Questions you might still have
Q: Is all this tech making land surveying less reliable or more reliable?
A: In many cases, more reliable. Sensors reduce some human errors, and digital records preserve more detail. But reliability still depends on people who plan, check, and interpret the work. If teams rely too much on automated outputs without checks, reliability can suffer.
Q: Could someone who likes coding or data science find a place in this field?
A: Yes, though perhaps not always in a traditional role. There is growing need for people who can handle point clouds, build scripts for data processing, connect survey data to GIS or BIM systems, and manage cloud workflows. Some surveyors already write small tools to help with repetitive tasks. The fit is not perfect for everyone, but there is clear overlap.

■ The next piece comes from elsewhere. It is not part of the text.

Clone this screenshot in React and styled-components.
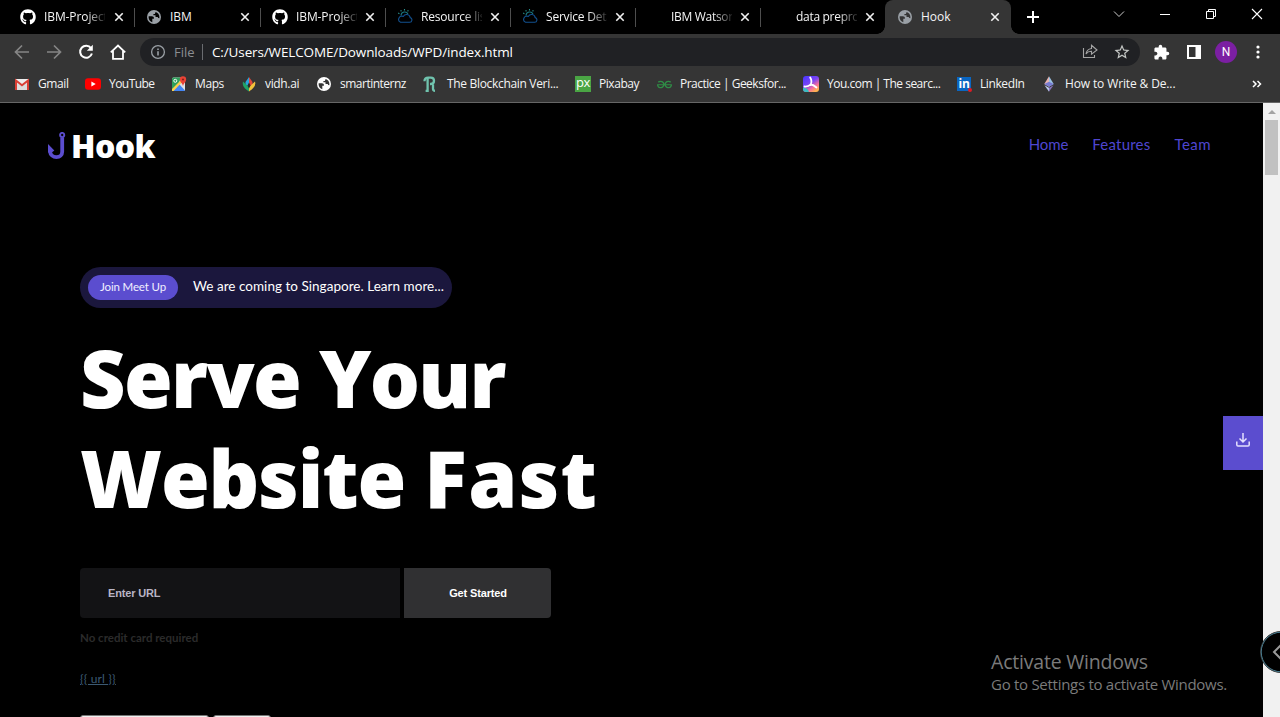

Q: Will small survey firms fall behind large ones because of the cost of tech?
A: Some might, at least for certain services that require expensive gear such as advanced LiDAR systems. On the other hand, many tools are becoming more affordable and more flexible. Smaller firms can rent equipment, partner with others, or focus on types of work that match their tools and skills. Size helps, but it is not the only factor.
Q: Does manual surveying still matter at all?
A: Yes. Manual methods and field judgment still matter in places where GNSS is blocked, where drones cannot fly, or where legal boundary work depends on old evidence and careful reasoning. Many experienced surveyors blend older and newer methods. It is not a full replacement, more of a shift in balance.
Q: If tech keeps advancing, what part of surveying will stay mostly human?
A: Interpreting evidence for boundaries, making judgment calls about conflicting records, explaining findings to property owners and courts, and deciding how to handle unusual site conditions. Sensors can measure, software can process, but deciding what those numbers mean in a legal and practical sense is still very much human work.